== Exercise brief ==
Copy every line of the following data that includes the string "index".

== Supplied information ==
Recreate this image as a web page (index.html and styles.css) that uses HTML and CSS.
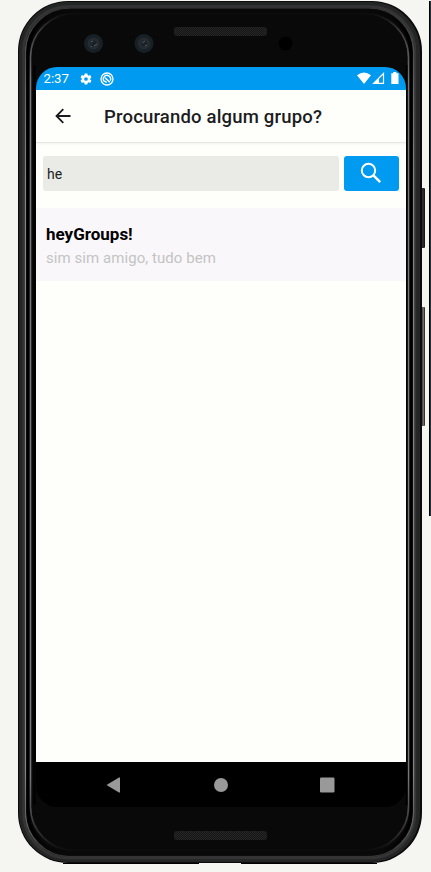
FILE: index.html
```html
<!DOCTYPE html>
<html lang="pt-BR">
<head>
<meta charset="utf-8">
<title>heyGroups</title>
<link rel="stylesheet" href="styles.css">
</head>
<body>
<div class="edge"></div>
<div class="phone">
  <svg class="frame" width="413" height="872" viewBox="18 0 413 872" fill="none" aria-hidden="true">
    <defs>
      <linearGradient id="fade" gradientUnits="userSpaceOnUse" x1="0" y1="12" x2="0" y2="852">
        <stop offset="0" stop-color="#777" stop-opacity="0"/>
        <stop offset=".02" stop-color="#777" stop-opacity=".4"/>
        <stop offset=".08" stop-color="#777"/>
        <stop offset=".91" stop-color="#777"/>
        <stop offset=".98" stop-color="#777" stop-opacity=".3"/>
        <stop offset="1" stop-color="#777" stop-opacity="0"/>
      </linearGradient>
      <linearGradient id="ring" gradientUnits="userSpaceOnUse" x1="0" y1="9" x2="0" y2="855">
        <stop offset="0" stop-color="#090909"/>
        <stop offset=".03" stop-color="#000"/>
        <stop offset=".97" stop-color="#000"/>
        <stop offset="1" stop-color="#090909"/>
      </linearGradient>
      <linearGradient id="fade2" gradientUnits="userSpaceOnUse" x1="0" y1="8" x2="0" y2="856">
        <stop offset="0" stop-color="#333"/>
        <stop offset=".1" stop-color="#666"/>
        <stop offset=".2" stop-color="#858585"/>
        <stop offset=".9" stop-color="#858585"/>
        <stop offset=".97" stop-color="#555"/>
        <stop offset="1" stop-color="#333"/>
      </linearGradient>
      <linearGradient id="key" x1="0" y1="0" x2="1" y2="0">
        <stop offset="0" stop-color="#171312"/><stop offset=".6" stop-color="#77706d"/><stop offset="1" stop-color="#171312"/>
      </linearGradient>
      <pattern id="mesh" width="2" height="2" patternUnits="userSpaceOnUse">
        <rect width="2" height="2" fill="#161616"/><path d="M0 0h1v1H0zM1 1h1v1H1z" fill="#262626"/>
      </pattern>
    </defs>
    <rect x="420" y="188" width="5" height="60" rx="1" fill="#2a2a2c"/>
    <path d="M424.500 189v58" stroke="#151515"/>
    <rect x="421" y="307" width="4" height="119" rx="1" fill="url(#key)"/>
    <rect x="18" y="1" width="404" height="862" rx="50" fill="#0b0b0b"/>
    <path d="M63 863.500H199M241 863.500H377" stroke="#000"/>
    <rect x="21.500" y="4.500" width="396" height="855" rx="47" stroke="#242525" stroke-width="5"/>
    <rect x="23.500" y="6.500" width="391.500" height="851.500" rx="45" stroke="#343434" stroke-width="2.500"/>
    <rect x="25.500" y="8" width="388" height="848.500" rx="44" stroke="url(#fade2)" stroke-width="1.400"/>
    <rect x="28" y="10.500" width="383" height="843.500" rx="42" fill="#090909" stroke="url(#ring)" stroke-width="3.400"/>
    <rect x="30.500" y="13.500" width="378" height="837" rx="44" stroke="url(#fade)" stroke-width="1.600"/>
    <path d="M34.500 65V805M406.500 65V805" stroke="#000" stroke-width="2"/>
    <rect x="174" y="27" width="93" height="9" rx="3" fill="url(#mesh)"/>
    <rect x="174" y="831" width="93" height="9" rx="3" fill="url(#mesh)"/>
    <circle cx="93.500" cy="43.500" r="9.500" fill="#172027"/>
    <circle cx="93.500" cy="43.500" r="6" fill="#282b2e"/>
    <circle cx="93.500" cy="43.500" r="3" fill="#18222b"/>
    <path d="M91 42l2-1M94 46l3-2M91 46l1 1" stroke="#555d62"/>
    <circle cx="144" cy="43.500" r="9.500" fill="#172027"/>
    <circle cx="144" cy="43.500" r="6" fill="#282b2e"/>
    <circle cx="144" cy="43.500" r="3" fill="#18222b"/>
    <path d="M142 43l3-2M145 46l2-1" stroke="#555d62"/>
    <circle cx="285.500" cy="43.500" r="7" fill="#000"/>
  </svg>
  <main class="screen">
    <div class="status">
      <span class="clock">2:37</span>
      <svg class="gear" width="14" height="14" viewBox="0 0 24 24"><path fill="#fff" fill-rule="evenodd" d="M19.140 12.940c.040-.300.060-.610.060-.940s-.020-.640-.070-.940l2.030-1.580c.180-.140.230-.410.120-.610l-1.920-3.320c-.120-.220-.370-.290-.590-.220l-2.390.960c-.500-.380-1.030-.700-1.620-.940l-.360-2.540c-.040-.240-.240-.410-.480-.410h-3.840c-.240 0-.430.170-.470.410l-.360 2.540c-.590.240-1.130.570-1.620.940l-2.390-.960c-.220-.080-.470 0-.590.220L2.740 8.870c-.120.210-.080.470.120.610l2.030 1.580c-.050.300-.090.630-.090.940s.020.640.070.940l-2.030 1.580c-.180.140-.230.410-.120.610l1.920 3.320c.120.220.370.290.590.220l2.390-.960c.500.380 1.030.700 1.620.940l.360 2.540c.050.240.240.410.480.410h3.840c.240 0 .440-.170.470-.410l.360-2.540c.590-.240 1.130-.560 1.620-.940l2.390.960c.220.080.470 0 .590-.220l1.920-3.320c.120-.220.070-.470-.120-.610zM12 15.200a3.200 3.200 0 1 1 0-6.400 3.200 3.200 0 0 1 0 6.400z"/></svg>
      <svg class="sync" width="14" height="14" viewBox="0 0 14 14" fill="none" stroke="#fff"><circle cx="7" cy="7" r="6" stroke-width="1.300"/><path d="M4 9.300A3.700 3.700 0 1 1 10.300 8.800" stroke-width="1.300"/><path d="M5 5.800l4.800 4.500M4.200 8.800l2.500 1.700" stroke-width="1.500"/></svg>
      <svg class="signals" width="42" height="13" viewBox="0 0 42 13"><path fill="#fff" d="M0 3.200Q7-2.200 14 3.200L7 12zM34.300 1.300h2V0h3v1.300h2.200V12h-7.200z"/><path d="M16.600 11.400H26.500V1.500z" fill="none" stroke="#fff" stroke-width="1.200"/><path fill="#fff" d="M16 12L22 6v6z"/></svg>
    </div>
    <div class="content">
      <header class="bar">
        <svg class="back" width="16" height="16" viewBox="0 0 16 16" fill="none" stroke="#1c1c1e" stroke-width="1.800"><path d="M15.500 8H1.800M8.300 1.200L1.500 8l6.800 6.800"/></svg>
        <h1 class="title">Procurando algum grupo?</h1>
      </header>
      <div class="search">
        <div class="field">he</div>
        <div class="button"><svg width="22" height="22" viewBox="0 0 22 22" fill="none" stroke="#fff"><circle cx="8.500" cy="8.500" r="6.700" stroke-width="2"/><path d="M13.200 13.200l7 7" stroke-width="2.500"/></svg></div>
      </div>
      <div class="group">
        <div class="name">heyGroups!</div>
        <div class="desc">sim sim amigo, tudo bem</div>
      </div>
    </div>
    <nav class="nav">
      <svg width="230" height="16" viewBox="0 0 230 16" fill="#999"><path d="M.500 8L13 .500H14v15H13z"/><circle cx="115" cy="8" r="7"/><rect x="214" y=".500" width="14.500" height="15" rx="1.300"/></svg>
    </nav>
  </main>
</div>
</body>
</html>
```
FILE: styles.css
```css
* { box-sizing: border-box; }
html, body { height: 100%; overflow: hidden; }
body {
  margin: 0;
  background: #f5f5f2;
  font-family: Roboto, sans-serif;
}
.edge {
  position: absolute;
  top: 1px;
  right: 0;
  width: 2px;
  height: 515px;
  background: #26313b;
  border-left: 1px solid #000;
}
.phone {
  position: relative;
  width: 404px;
  height: 872px;
  margin-left: 18px;
  padding: 67px 16px 0 18px;
}
.frame { position: absolute; left: 0; top: 0; }
.screen {
  position: relative;
  display: flex;
  flex-direction: column;
  width: 370px;
  height: 740px;
  border-radius: 21px;
  overflow: hidden;
}
.content { flex: 1; background: #fefffb; }
.status {
  display: flex;
  align-items: center;
  height: 23px;
  padding: 0 7px 0 7.500px;
  background: #009bf0;
  color: #fff;
  flex: none;
}
.clock { width: 26.500px; font-size: 13.200px; line-height: 23px; }
.gear { margin-left: 9px; }
.sync { margin-left: 7px; }
.signals { margin-left: auto; }
.bar {
  display: flex;
  align-items: center;
  height: 53px;
  padding-left: 18.500px;
  border-bottom: 1px solid #e6e6e3;
  box-shadow: 0 1px 2px #0000000d;
}
.title {
  margin: 2px 0 0 33.500px;
  font-size: 18.500px;
  font-weight: 500;
  letter-spacing: .18px;
  line-height: 24px;
  color: #1c1c1e;
  white-space: nowrap;
}
.search {
  display: flex;
  gap: 5px;
  padding: 13px 7px 17px;
}
.field {
  width: 296px;
  height: 35px;
  padding-left: 4px;
  border-radius: 3px;
  background: #eaebe6;
  font-size: 14px;
  line-height: 36px;
  color: #222;
}
.button {
  display: flex;
  align-items: center;
  justify-content: center;
  width: 55px;
  height: 35px;
  padding: 0 1px 1px 0;
  border-radius: 3px;
  background: #009bf0;
}
.group {
  height: 73px;
  padding: 15px 10px 0;
  background: #f9f7f9;
}
.name { font-size: 17px; font-weight: 700; line-height: 22px; color: #000; }
.desc {
  margin-top: 1px;
  font-size: 15px;
  letter-spacing: .06px;
  line-height: 24px;
  color: #c4c4c4;
  white-space: nowrap;
}
.nav {
  display: flex;
  align-items: center;
  height: 45px;
  padding-left: 70px;
  background: #000;
}
```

== Answer to the task ==
Recreate this image as a web page (index.html and styles.css) that uses HTML and CSS.
FILE: index.html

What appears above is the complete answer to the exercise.